Suicide also played the occasional shows and in 2012 Alan suffered a stroke and pushed him to focus on less demanding art pursuits. Still they never gave up and both men were still together no matter what. The world was also starting to pay attention to the contribution of Suicide’s music and year over year the fan base grew.
Alan Vega died in his sleep on July 16th, 2016 at the age of 78. In a year that so many musicians died, his death was not as highly publicized but nonetheless felt by the ones he touched the most. Henry Rollins was the one to write his press release after his death. Alan and Martin’s influence was so widespread that the echoes of their life’s work spreads like a wildfire will burn forever. Artists like Steve Albini, Bruce Springsteen, The Jesus and Mary Chain, Ministry, NIN, Devo, Joy Division, New Order, Dead Kennedy’s, Sonic Youth, and the list goes on and on. For generations to come their influence will always be prominently heard.
Epilogue
The idea of punk in this authors mind has always been “freedom” Freedom to do what you feel, freedom to do what you want, freedom to not care what is the status quo, freedom to say “no, this isn’t right, and I’m going to say something about it”, freedom to change what you don’t like, freedom to stand with people that may not get along but still find the common goal for good, and freedom to say “Fuck This!” “We aren’t going to take this anymore!” Suicide encapsulated, destroyed, gave life to what was possible.
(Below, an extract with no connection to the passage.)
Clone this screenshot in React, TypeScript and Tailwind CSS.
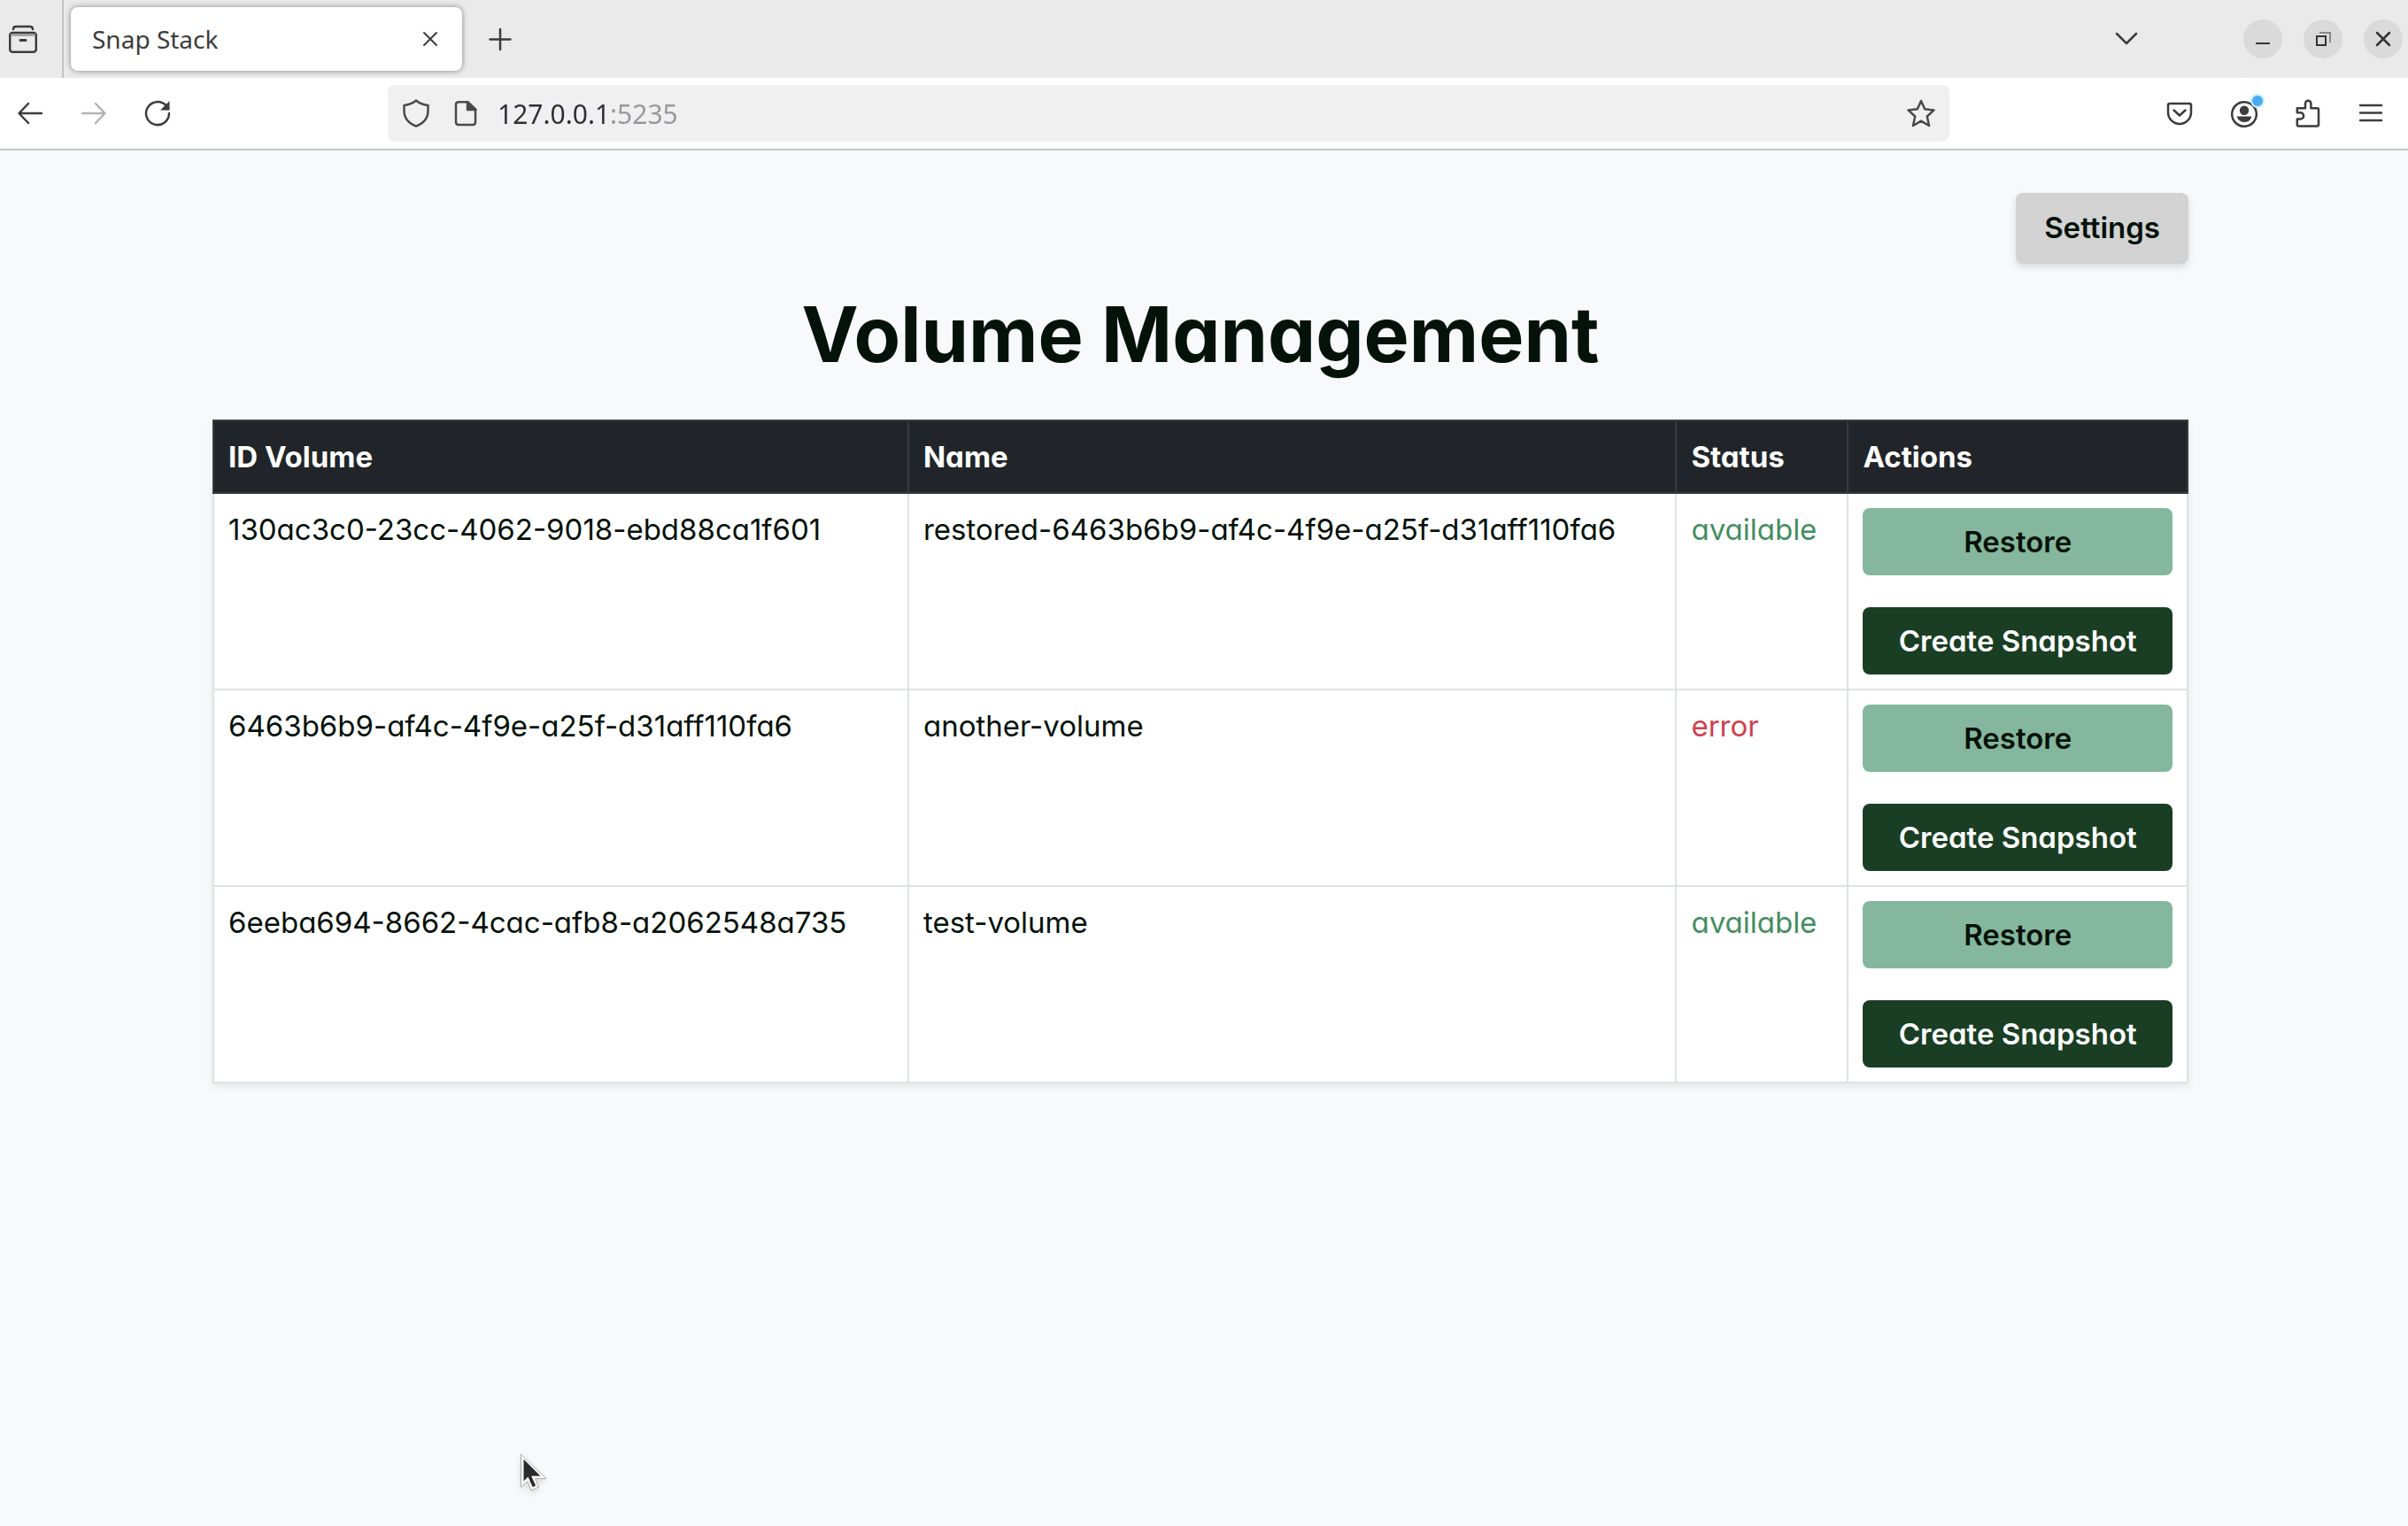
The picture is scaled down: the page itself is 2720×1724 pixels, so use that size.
import type { ReactNode } from "react";

type Volume = { id: string; name: string; status: "available" | "error" };

const volumes: Volume[] = [
  { id: "130ac3c0-23cc-4062-9018-ebd88ca1f601", name: "restored-6463b6b9-af4c-4f9e-a25f-d31aff110fa6", status: "available" },
  { id: "6463b6b9-af4c-4f9e-a25f-d31aff110fa6", name: "another-volume", status: "error" },
  { id: "6eeba694-8662-4cac-afb8-a2062548a735", name: "test-volume", status: "available" },
];

function Icon({ children, className = "" }: { children: ReactNode; className?: string }) {
  return (
    <svg
      viewBox="0 0 32 32"
      fill="none"
      stroke="currentColor"
      strokeWidth="2.5"
      strokeLinecap="round"
      strokeLinejoin="round"
      aria-hidden="true"
      className={`size-8 shrink-0 ${className}`}
    >
      {children}
    </svg>
  );
}

function ToolButton({ label, children }: { label: string; children: ReactNode }) {
  return (
    <button type="button" aria-label={label} className="relative flex h-16 w-16 items-center justify-center rounded-lg">
      {children}
    </button>
  );
}

function WindowButton({ label, children }: { label: string; children: ReactNode }) {
  return (
    <button type="button" aria-label={label} className="flex size-11 items-center justify-center rounded-full bg-[#dadada] text-[#333333]">
      {children}
    </button>
  );
}

function TabStrip() {
  return (
    <div className="flex h-22 items-center bg-[#eaeaea] pr-1.5 text-[#3c3c3c]">
      <div className="flex h-full w-18 items-center border-r-2 border-[#c2c2c2] pl-2.5">
        <button type="button" aria-label="Recent browsing">
          <Icon>
            <path d="M5 5 Q5 2 8 2 H24 Q27 2 27 5" />
            <rect x="1.2" y="9" width="29.6" height="21.8" rx="3" />
            <path d="M2 11.5H30" stroke="#9a9a9a" strokeLinecap="butt" />
            <path d="M13 17.5H19" strokeWidth="3" />
          </Icon>
        </button>
      </div>
      <div className="ml-2 flex h-18 w-[442px] items-center justify-between rounded-lg bg-white pr-5 pl-6 shadow-[0_0_6px_rgba(0,0,0,0.45)]">
        <span className="font-['Noto_Sans',sans-serif] text-[28px] leading-9">Snap Stack</span>
        <button type="button" aria-label="Close tab">
          <Icon>
            <path d="M9 9 23 23M23 9 9 23" strokeWidth="2" />
          </Icon>
        </button>
      </div>
      <button type="button" aria-label="New tab" className="ml-[27px]">
        <Icon>
          <path d="M16 5V28M4.500 16.500H27.500" />
        </Icon>
      </button>
      <button type="button" aria-label="List all tabs" className="ml-auto flex w-11 justify-center">
        <Icon>
          <path d="M5 10 16 21 27 10" />
        </Icon>
      </button>
      <div className="ml-[110px] flex gap-6">
        <WindowButton label="Minimize">
          <Icon>
            <path d="M8 21H24" strokeWidth="2" strokeLinecap="butt" />
          </Icon>
        </WindowButton>
        <WindowButton label="Restore window">
          <Icon>
            <path d="M12 9H24V20" stroke="#888888" strokeWidth="2" strokeLinecap="butt" strokeLinejoin="miter" />
            <rect x="9" y="13" width="10" height="10" strokeWidth="2" strokeLinejoin="miter" />
          </Icon>
        </WindowButton>
        <WindowButton label="Close window">
          <Icon>
            <path d="M9 9 23 23M23 9 9 23" />
          </Icon>
        </WindowButton>
      </div>
    </div>
  );
}

function Toolbar() {
  return (
    <div className="flex h-[82px] items-center border-b-2 border-[#c6c6c6] bg-white pr-2.5 pl-0.5 text-[#3c3c3c]">
      <div className="flex gap-2">
        <ToolButton label="Back">
          <Icon>
            <path d="M29 16H4M14 5 3.500 16 14 27" />
          </Icon>
        </ToolButton>
        <ToolButton label="Forward">
          <Icon className="text-[#b4b4b4]">
            <path d="M3 16H28M18 5 28.500 16 18 27" />
          </Icon>
        </ToolButton>
        <ToolButton label="Reload">
          <Icon>
            <path d="M29 16A13 13 0 1 1 25.500 7.200" />
            <path d="M29.500 2V12.500H19Z" fill="currentColor" stroke="none" />
          </Icon>
        </ToolButton>
      </div>
      <div className="mx-[228px] flex h-16 flex-1 items-center rounded-lg bg-[#f0f0f0] px-4 text-[#4a4a4a]">
        <Icon>
          <path d="M16 1.500C12 5 7 6.500 2.500 7V13C2.500 22 8 27.500 16 30.500C24 27.500 29.500 22 29.500 13V7C25 6.500 20 5 16 1.500Z" />
        </Icon>
        <Icon className="ml-6">
          <path d="M8 3.200H18L27 12V26Q27 29 24 29H8Q5 29 5 26V6Q5 3.200 8 3.200Z" />
          <path d="M18 3V12H27.500Z" fill="currentColor" />
        </Icon>
        <input
          aria-label="Address"
          defaultValue="127.0.0.1:5235"
          className="mx-5 h-12 min-w-0 flex-1 bg-[linear-gradient(to_right,#2e2e38_127px,#97979c_127px)] bg-clip-text font-['Noto_Sans',sans-serif] text-[30px] text-transparent outline-none"
        />
        <button type="button" aria-label="Bookmark this page">
          <Icon>
            <path d="M16 2 20.200 11.200 30.500 12.400 22.800 19.500 25 30 16 24.700 7 30 9.200 19.500 1.500 12.400 11.800 11.200Z" />
          </Icon>
        </button>
      </div>
      <div className="flex gap-2">
        <ToolButton label="Save to Pocket">
          <Icon>
            <path d="M5 5H27Q29 5 29 7V15A13 13 0 0 1 3 15V7Q3 5 5 5Z" />
            <path d="M9.500 12.500 16 18.500 22.500 12.500" />
          </Icon>
        </ToolButton>
        <ToolButton label="Account">
          <Icon>
            <circle cx="17" cy="17" r="13.8" />
            <circle cx="17" cy="12.800" r="5.200" fill="currentColor" stroke="none" />
            <path d="M8.500 19.500H25.500Q23.500 26 17 26T8.500 19.500Z" fill="currentColor" stroke="none" />
          </Icon>
          <span className="absolute top-3 right-2.5 size-3 rounded-full bg-[#4aaaf0] ring-2 ring-[#c8f0fb]" />
        </ToolButton>
        <ToolButton label="Extensions">
          <Icon>
            <path d="M5 10.200H14V5A3.200 3.200 0 0 1 20.400 5V10.200H27.500Q29 10.200 29 11.700V28.500Q29 30.500 27 30.500H6.500Q4.800 30.500 4.800 28.800V22.500H8.500A3.600 3.600 0 0 0 8.500 15.300H4.800V10.200Z" />
          </Icon>
        </ToolButton>
        <ToolButton label="Application menu">
          <Icon>
            <path d="M4 7H28M4 15.500H28M4 24H28" />
          </Icon>
        </ToolButton>
      </div>
    </div>
  );
}

function VolumeTable() {
  return (
    <table className="w-full table-fixed border-collapse bg-white text-left text-[33px] leading-12 shadow-[0_4px_8px_rgba(0,0,0,0.08)]">
      <colgroup>
        <col className="w-[35.2%]" />
        <col className="w-[38.9%]" />
        <col className="w-[8.7%]" />
        <col className="w-[17.2%]" />
      </colgroup>
      <thead className="bg-[#212529] text-white">
        <tr>
          {["ID Volume", "Name", "Status", "Actions"].map((title) => (
            <th key={title} scope="col" className="border-2 border-[#373b3e] p-4 font-bold">
              {title}
            </th>
          ))}
        </tr>
      </thead>
      <tbody>
        {volumes.map((volume) => (
          <tr key={volume.id} className="align-top">
            <td className="border-2 border-[#dee2e6] p-4">{volume.id}</td>
            <td className="border-2 border-[#dee2e6] p-4">{volume.name}</td>
            <td className={`border-2 border-[#dee2e6] p-4 ${volume.status === "error" ? "text-[#d04050]" : "text-[#438e60]"}`}>
              {volume.status}
            </td>
            <td className="border-2 border-[#dee2e6] p-4">
              <div className="flex flex-col gap-9">
                <button type="button" className="h-19 rounded-lg bg-[#84b79d] font-semibold">
                  Restore
                </button>
                <button type="button" className="h-19 rounded-lg bg-[#193e23] font-semibold text-white">
                  Create Snapshot
                </button>
              </div>
            </td>
          </tr>
        ))}
      </tbody>
    </table>
  );
}

function Pointer() {
  return (
    <svg viewBox="0 0 32 44" aria-hidden="true" className="pointer-events-none absolute top-[1642px] left-[587px] h-11 w-8 drop-shadow-md">
      <path d="M3 3V35L9 29L14 40L20 37L15.500 27H27Z" fill="#2b2b2b" stroke="#ffffff" strokeWidth="3" />
      <path d="M1.500 1V38L9 31.500L13 42L21.500 38L17.500 28.500H30Z" stroke="#a8a8a8" strokeWidth="1" fill="none" />
    </svg>
  );
}

export default function App() {
  return (
    <div className="relative flex min-h-screen flex-col bg-[#f8f9fb]">
      <header>
        <TabStrip />
        <Toolbar />
      </header>
      <main className="flex flex-col pt-12 pr-[248px] pl-60 font-[Inter,sans-serif] text-[#04120a] [font-feature-settings:'cv11']">
        <button type="button" className="h-20 self-end rounded-lg bg-[#d3d3d3] px-8 text-[33px] font-semibold shadow-[0_4px_8px_rgba(0,0,0,0.12)]">
          Settings
        </button>
        <h1 className="mt-8 mb-12 text-center text-[86px] leading-24 font-bold">Volume Management</h1>
        <VolumeTable />
      </main>
      <Pointer />
    </div>
  );
}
They embraced the fact that they were hated by almost everyone, but they never flinched in any of it. They didn’t and they wouldn’t and because of that attitude towards what they wanted to do they are in the handful of true “Punks”. If Iggy Pop was the Godfather of Punk Rock, then Alan Vega, Martin Rev, Scott Asheton, Ron Asheton, Dave Alexander, and James Williamson were the “Dons” of Punk Rock.